I'm 23. Should I even bother about buying a house if I don't plan on living in the country after 35-40 years old. I'm a truck driver and save 90% of my income. My family keeps telling me to buy a house and settle down. Why should I when I'm only working until I can save enough to move to a 2nd world country and live free.
>>1564792
What country are you planning on moving to?
OP, if you're comfortable in your living situation and are truly saving 90% of what you make, I wouldn't worry about it.
But if you want something more stable, buying a house isn't the worst thing, especially if it's in a metro area where you can sell it after building equity. If you change your mind about leaving the country, you'll have a place to stay, possibly debt free by the time you're ready to retire.
>>1564806
Considering Panama, as long as it doesn't get worse in the next 10 years. Really hard to predict right now. But I won't be staying in America. With automation and capitalism, it'll be the top 1% rich as fuck while the 99% jobless and on universal income living like animals.
>>1564792
At the savings rate you could be retired here in a few years.

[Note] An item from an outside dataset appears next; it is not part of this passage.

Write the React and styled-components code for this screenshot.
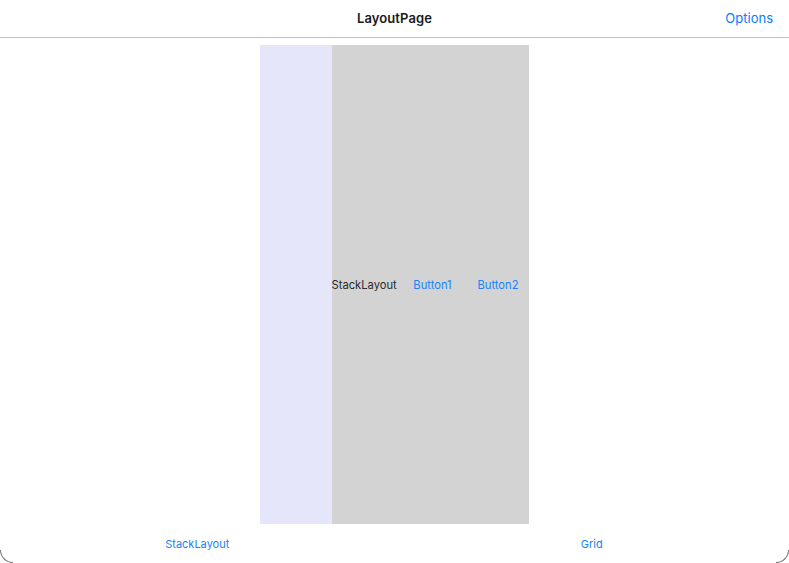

Look into the boglehead philosophy(index funds)
I would stay away from the house, houses don't always appreciate. If you want real estate you can always allocate 20% of your portfolio to REITS(VNQ or
similar.).
Although if I was you I would probably make an exception under the following circumstance:
Buy the house well under market value and move some tenants in until you are ready to get off the road.
>>1564825
>really hard to predict
More like impossible. But who cares. Keep saving, live below your means, pick up a part time business/job(you'll be bored and want to do something eventually.).
Then if/when the shit hits the fan buy up all the assets for pennies on the dollar.
>>1564792
what do you make driving a truck
>>1565148
I make around $70K before taxes.
Does anybody have experience renting out spare bedrooms? What are the typical people you'd look for that are trustworthy? If I would buy a house, it would be around Virginia Beach probably. Should I rent out the bedrooms each to people in the military and keep a bedroom to myself, or just rent out the entire house to a family?
>>1565254
What is the eviction process like down there?
Renting by the room
Pros:
-Diversification, multiple revenue sources
-Potentionaly higher revenue, if you rent all rooms
-Option to keep a room for yourself
Cons
-Higher turnover
-Conflicts between roommates
-If you live there more likely to be bothered with small "landlord stuff"
>>1565303
Eviction laws here are,
For not paying rent, you must give them a 5 day notice of late rent before starting the eviction process. If the tenant does not pay the rent or move out within the five-day time period, then the landlord can proceed with the eviction
If you just simply don't get along with a tenant, you have to give them a 30 day notice, but the tenant has 21 days to file a defense in court. Don't see why a roommate would, but renting out to a family, they may have incentive to.
If a tenant does something that causes permanent damage or the like (think lease violations), you have to give them a 30 day notice on lease termination as well.
If a tenant breaks a law, such as drug possession (parties), they can be evicted without notice.
Only being home one or two weekends a month, I would probably rent out all bedrooms and just crash on the cough. But I'd want responsible people living there, not degenerate students. I was thinking of renting rooms out people in the Military. They likely wouldn't be home much either and there'd be little risk of damage.
>>1564792
Buy property as young as possible and just rent it against possible retirement/nestegg/contingency.
Just having a place to live if everything goes wrong will give you safety to do shit you couldn't otherwise do and it's obviously passive income too.
>>1565494
>But I'd want responsible people living there, not degenerate students
You want someone like me.
For years, I lived in this house by private rental and was the head tenant, I got a discount on my rent and took care of all the interviewing tenants etc for the landlord. This meant that I was in control of the house and got the housemates that I wanted to live. The landlord got to forget about the house and occasionally drop by to collect money from me, I had already collected it from the tenants.
So just get one reliable person who can see the self-interest in this deal and have them take care of the house for you. Obviously, if they leave rooms unoccupied for too long then you're losing money so that's the only thing you really need to watch, the rest is basically on them in exchange for giving them security and power in the house.
A middle-aged slacker who doesn't own property but isn't an idiot is a good choice, they can deal with the rest for you because it's way more important to them.
If you crash in the house now and then then you get to supervise it more closely but the landlord crashing on the couch sounds unpleasant so I'd keep a small room for yourself, something that would be too small to rent easily to anyone else, it's just a bed afterall.
>>1564792
I'm biased against real estate, but I'm canadian. Your market is a little more sane than ours.
You can always do a present cost analysis, but it sounds like the disagreement with your family isn't so much over finances as lifestyle. And from what little I know, you sound like the smarter one in that respect.